PG-13 burger joint. When did I get old enough that these little fashion disasters bother me? I mean sure, it shouldn’t require a PG-13 pass to take my 9-year-old for a burger but still, when did fashion blow by the point of no return when even I am regularly offended?
I really shouldn’t be that hard to impress. My own roots spring entirely from the 1970s and as such, it’s not as if the bar has been set too unbelievably high for me, fashion-wise.
In my formative years of the tube top, hot pant, and disco era, nothing was too short, too low, too high, too colorful or too overwhelmingly patterned to wear and virtually all the rules of good taste were broken.
Mood ring. The hot fashion item of my childhood was the “mood ring.” This was a ring supposed to reflect what mood you were in. Apparently, we were in the mood to look completely ridiculous.
To be fair, low-rise or “hip hugger” pants did get their start in the 1970s and as such, are kind of like that monster from a horror film that you think has been vanquished but in the last scene rears an ugly head once more.

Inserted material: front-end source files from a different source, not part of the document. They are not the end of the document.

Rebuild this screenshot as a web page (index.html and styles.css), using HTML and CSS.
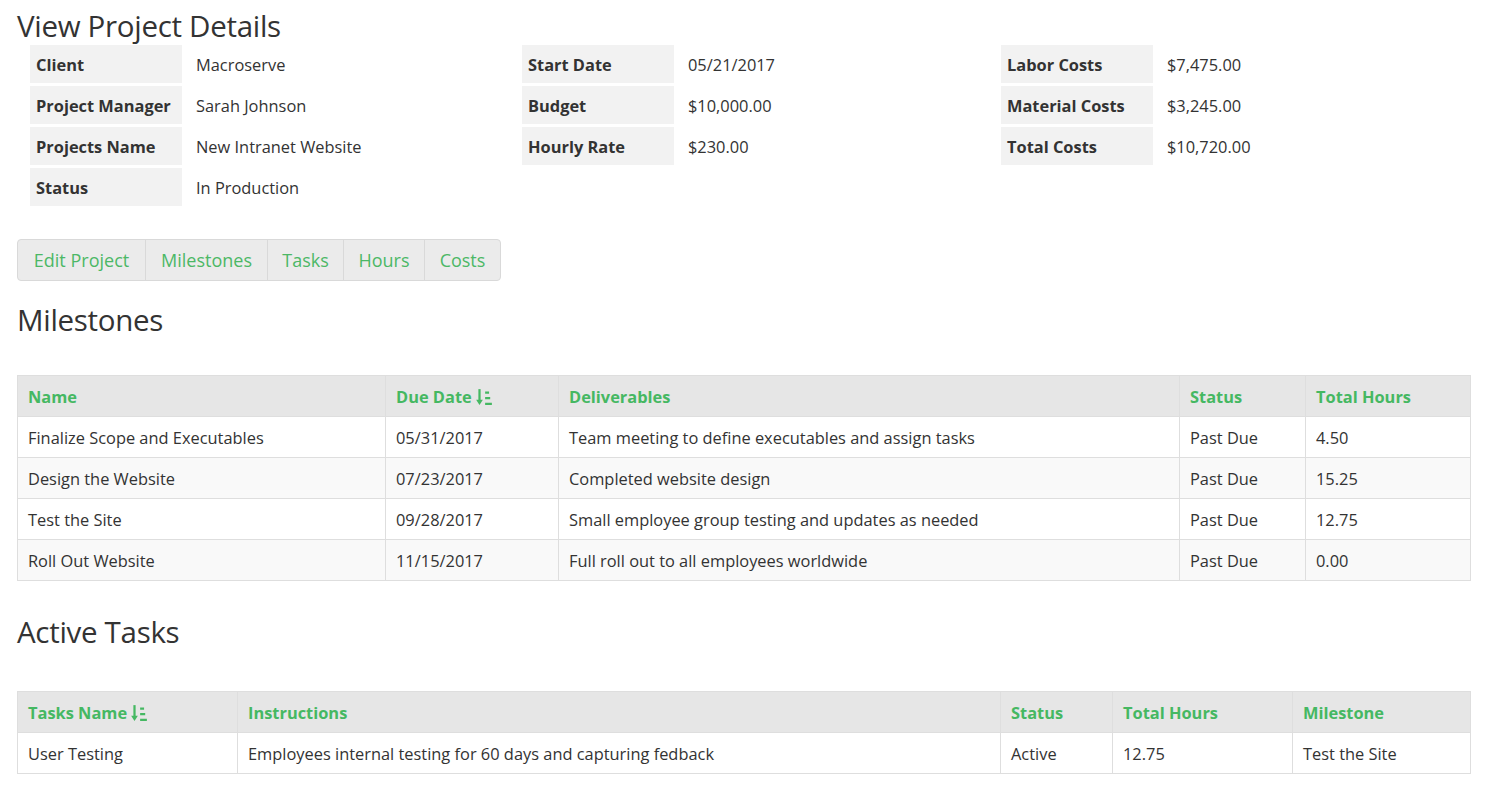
FILE: index.html
```html
<!DOCTYPE html>
<html>
<head>
<meta charset="utf-8">
<link rel="stylesheet" href="styles.css">
</head>
<body>
<div class="page">
  <h1 class="title">View Project Details</h1>
  <div class="details">
    <table class="info info-1">
      <tr><th>Client</th><td>Macroserve</td></tr>
      <tr><th>Project Manager</th><td>Sarah Johnson</td></tr>
      <tr><th>Projects Name</th><td>New Intranet Website</td></tr>
      <tr><th>Status</th><td>In Production</td></tr>
    </table>
    <table class="info info-2">
      <tr><th>Start Date</th><td>05/21/2017</td></tr>
      <tr><th>Budget</th><td>$10,000.00</td></tr>
      <tr><th>Hourly Rate</th><td>$230.00</td></tr>
    </table>
    <table class="info info-3">
      <tr><th>Labor Costs</th><td>$7,475.00</td></tr>
      <tr><th>Material Costs</th><td>$3,245.00</td></tr>
      <tr><th>Total Costs</th><td>$10,720.00</td></tr>
    </table>
  </div>

  <div class="btn-group">
    <a class="btn b1">Edit Project</a><a class="btn b2">Milestones</a><a class="btn b3">Tasks</a><a class="btn b4">Hours</a><a class="btn b5">Costs</a>
  </div>

  <h2 class="section">Milestones</h2>
  <table class="grid milestones">
    <colgroup><col class="m1"><col class="m2"><col class="m3"><col class="m4"><col></colgroup>
    <thead>
      <tr><th>Name</th><th>Due Date <svg class="sort" viewBox="0 0 14 16"><path d="M3 1v11.5" /><path d="M0 10.5l3 4.5 3-4.5z" class="fill"/><path d="M8 4h3.5M8 9h4.5M8 14h6"/></svg></th><th>Deliverables</th><th>Status</th><th>Total Hours</th></tr>
    </thead>
    <tbody>
      <tr><td>Finalize Scope and Executables</td><td>05/31/2017</td><td>Team meeting to define executables and assign tasks</td><td>Past Due</td><td>4.50</td></tr>
      <tr><td>Design the Website</td><td>07/23/2017</td><td>Completed website design</td><td>Past Due</td><td>15.25</td></tr>
      <tr><td>Test the Site</td><td>09/28/2017</td><td>Small employee group testing and updates as needed</td><td>Past Due</td><td>12.75</td></tr>
      <tr><td>Roll Out Website</td><td>11/15/2017</td><td>Full roll out to all employees worldwide</td><td>Past Due</td><td>0.00</td></tr>
    </tbody>
  </table>

  <h2 class="section">Active Tasks</h2>
  <table class="grid tasks">
    <colgroup><col class="t1"><col class="t2"><col class="t3"><col class="t4"><col></colgroup>
    <thead>
      <tr><th>Tasks Name <svg class="sort" viewBox="0 0 14 16"><path d="M3 1v11.5" /><path d="M0 10.5l3 4.5 3-4.5z" class="fill"/><path d="M8 4h3.5M8 9h4.5M8 14h6"/></svg></th><th>Instructions</th><th>Status</th><th>Total Hours</th><th>Milestone</th></tr>
    </thead>
    <tbody>
      <tr><td>User Testing</td><td>Employees internal testing for 60 days and capturing fedback</td><td>Active</td><td>12.75</td><td>Test the Site</td></tr>
    </tbody>
  </table>
</div>
</body>
</html>
```

FILE: styles.css
```css
* { box-sizing: border-box; }
html, body { margin: 0; padding: 0; background: #fff; }
body {
  font-family: "Open Sans", "Noto Sans", sans-serif;
  font-size: 16.4px;
  color: #333;
}
.page { padding: 0 29px 0 17px; }
.title {
  font-weight: 400;
  font-size: 29.5px;
  margin: 0;
  padding-top: 9px;
  line-height: 33px;
  letter-spacing: -0.3px;
}
.details {
  display: grid;
  grid-template-columns: 492px 479px auto;
  padding-left: 11px;
  height: 197px;
}
.info { border-collapse: separate; border-spacing: 2px 3px; align-self: start; }
.info th {
  background: #f2f2f2;
  text-align: left;
  font-weight: 700;
  width: 152px;
  height: 38px;
  padding: 0 6px;
  white-space: nowrap;
}
.info td { padding: 0 12px; height: 38px; white-space: nowrap; }

.btn-group {
  display: inline-flex;
  border: 1px solid #d9d9d9;
  border-radius: 4px;
  background: #ebebeb;
  height: 42px;
  overflow: hidden;
}
.btn {
  color: #4cb866;
  font-size: 18px;
  display: flex;
  align-items: center;
  justify-content: center;
  border-left: 1px solid #d9d9d9;
}
.btn:first-child { border-left: 0; }
.b1 { width: 127px; }
.b2 { width: 122px; }
.b3 { width: 76px; }
.b4 { width: 81px; }
.b5 { width: 76px; }

.section {
  font-weight: 400;
  font-size: 29.5px;
  margin: 0;
  line-height: 38px;
  padding-top: 20px;
  letter-spacing: -0.3px;
}
.grid {
  width: 100%;
  border-collapse: collapse;
  table-layout: fixed;
  margin-top: 36px;
}
.grid th, .grid td {
  border: 1px solid #dedede;
  height: 41px;
  padding: 0 10px;
  text-align: left;
  white-space: nowrap;
}
.grid th { background: #e6e6e6; color: #45b862; font-weight: 700; }
.grid tbody tr:nth-child(even) td { background: #f9f9f9; }
.grid tbody tr:nth-child(odd) td { background: #fff; }
.milestones { margin-bottom: 12px; }
.tasks { margin-top: 40px; }
.m1 { width: 368px; } .m2 { width: 173px; } .m3 { width: 621px; } .m4 { width: 126px; }
.t1 { width: 220px; } .t2 { width: 763px; } .t3 { width: 112px; } .t4 { width: 180px; }
.sort { width: 16px; height: 18px; vertical-align: -3px; stroke: #45b862; stroke-width: 2; fill: none; }
.sort .fill { fill: #45b862; stroke: none; }
```
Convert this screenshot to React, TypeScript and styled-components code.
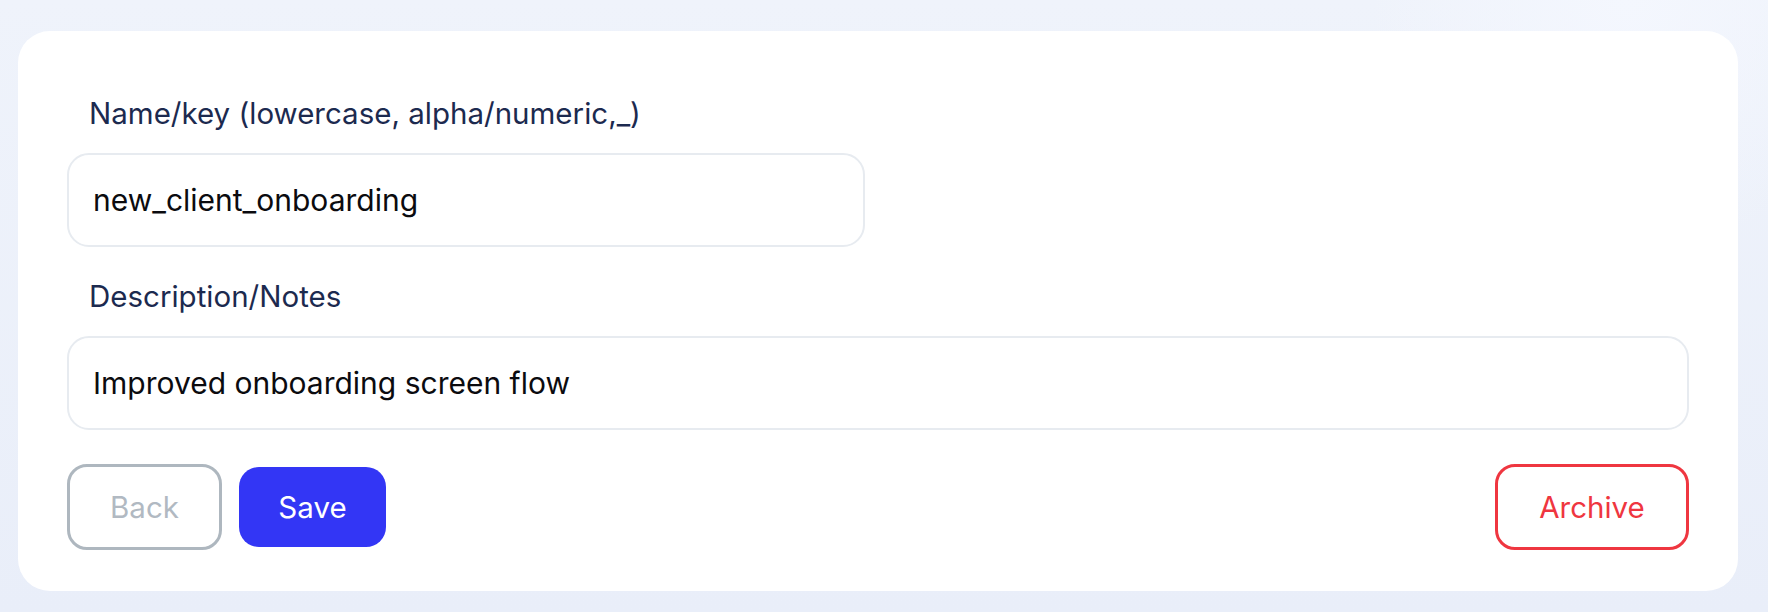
import React from "react";
import styled, { createGlobalStyle } from "styled-components";

const GlobalStyle = createGlobalStyle`
    html, body {
        margin: 0;
        padding: 0;
    }
    body {
        min-height: 612px;
        background: radial-gradient(circle at 92% 0%, #f4f7fe 0, rgba(244, 247, 254, 0) 260px),
            linear-gradient(180deg, #eff3fb 0%, #e9eef9 100%);
        font-family: Inter, "Noto Sans", "Liberation Sans", sans-serif;
    }
`;

const Page = styled.div`
    padding: 31px 30px 21px 18px;
`;

const Card = styled.div`
    box-sizing: border-box;
    height: 560px;
    background: #ffffff;
    border-radius: 32px;
    padding: 64px 49px 0;
    display: flex;
    flex-direction: column;
`;

const Field = styled.div`
    display: flex;
    flex-direction: column;
    gap: 22px;
    margin-bottom: 31px;
`;

const Label = styled.label`
    margin-left: 22px;
    font-size: 29.5px;
    line-height: 36px;
    color: #1c2a4f;
`;

const Input = styled.input<{ $width?: number }>`
    box-sizing: border-box;
    width: ${({ $width }) => ($width ? `${$width}px` : "100%")};
    height: 94px;
    border: 2px solid #e7ebf0;
    border-radius: 22px;
    padding: 0 24px;
    font-family: inherit;
    font-size: 30px;
    color: #0b0b0f;
    background: #ffffff;
    outline: none;
`;

const ButtonRow = styled.div`
    display: flex;
    align-items: center;
    gap: 17px;
    margin-top: 3px;
`;

const Spacer = styled.div`
    flex: 1;
`;

const Button = styled.button<{ $variant: "ghost" | "primary" | "danger"; $width: number }>`
    box-sizing: border-box;
    width: ${({ $width }) => $width}px;
    height: ${({ $variant }) => ($variant === "primary" ? 80 : 86)}px;
    border-radius: 20px;
    font-family: inherit;
    font-size: 29.5px;
    cursor: pointer;
    border: ${({ $variant }) =>
        $variant === "ghost" ? "3.5px solid #aeb7bf" : $variant === "danger" ? "3.5px solid #ef3640" : "none"};
    background: ${({ $variant }) => ($variant === "primary" ? "#3336f5" : "#ffffff")};
    color: ${({ $variant }) =>
        $variant === "ghost" ? "#b1b9c2" : $variant === "danger" ? "#ef3640" : "#ffffff"};
`;

export default function App() {
    return (
        <Page>
            <GlobalStyle />
            <Card>
                <Field>
                    <Label>Name/key (lowercase, alpha/numeric,_)</Label>
                    <Input $width={798} defaultValue="new_client_onboarding" />
                </Field>
                <Field>
                    <Label>Description/Notes</Label>
                    <Input defaultValue="Improved onboarding screen flow" />
                </Field>
                <ButtonRow>
                    <Button $variant="ghost" $width={155}>Back</Button>
                    <Button $variant="primary" $width={147}>Save</Button>
                    <Spacer />
                    <Button $variant="danger" $width={194}>Archive</Button>
                </ButtonRow>
            </Card>
        </Page>
    );
}
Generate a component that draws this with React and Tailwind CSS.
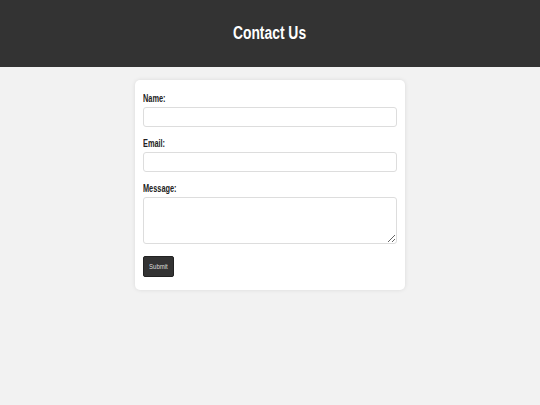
import React from 'react';

const font = { fontFamily: '"Liberation Sans", Arial, sans-serif' };

const Label = ({ children }) => (
  <label className="block text-[10.5px] font-bold text-[#222222] leading-[12px] mb-[3px]">
    <span className="inline-block scale-x-[0.7] origin-left">{children}</span>
  </label>
);

const App = () => {
  return (
    <div className="min-h-[405px] bg-[#f2f2f2] antialiased" style={font}>
      <header className="bg-[#333333] h-[67px] flex items-center justify-center">
        <h1 className="text-white text-[18px] font-bold scale-x-[0.77]">Contact Us</h1>
      </header>
      <div className="flex justify-center pt-[13px]">
        <form className="w-[270px] bg-white rounded-[5px] shadow-[0_0_4px_rgba(0,0,0,0.1)] px-[8px] pt-[12px] pb-[13px] flex flex-col">
          <Label>Name:</Label>
          <input type="text" className="h-[20px] border border-[#dddddd] rounded-[3px] mb-[10px]" />
          <Label>Email:</Label>
          <input type="email" className="h-[20px] border border-[#dddddd] rounded-[3px] mb-[10px]" />
          <Label>Message:</Label>
          <textarea className="h-[47px] border border-[#dddddd] rounded-[3px] mb-[12px] resize-y" />
          <div className="flex">
            <button type="submit" className="bg-[#333333] text-[#dddddd] text-[8px] w-[31px] h-[21px] rounded-[2px] border border-[#222222]">
              <span className="inline-block scale-x-[0.75]">Submit</span>
            </button>
          </div>
        </form>
      </div>
    </div>
  );
};

export default App;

The younger generation is inexperienced and foolish in the ways of the low-pant and should be forgiven for falling victim to its evil ways.
There is no excuse, however, for anyone over 30 to wear these without being subject to immediate incarceration – or at the very least being sentenced to wearing a belt.
We can only hope that, like the movies, other fashion trends of the 1970s come roaring back to save us from ourselves.
Bring them back. I’m thinking maxi-skirts (ankle length is good!) and caftans. Caftans are the equivalent of body tents and are the perfect accessory for jeans that belt around the thighs I would think.
This should also mean that other fashion icons I rocked back in second grade are going to come back, like Osh Kosh B’Gosh overalls or suspenders exactly like those worn with impunity on Mork and Mindy.
Look at it this way, if we all band together and work hard enough on the resurgence of suspenders, then we have at least a fighting chance of holding up all these falling pants!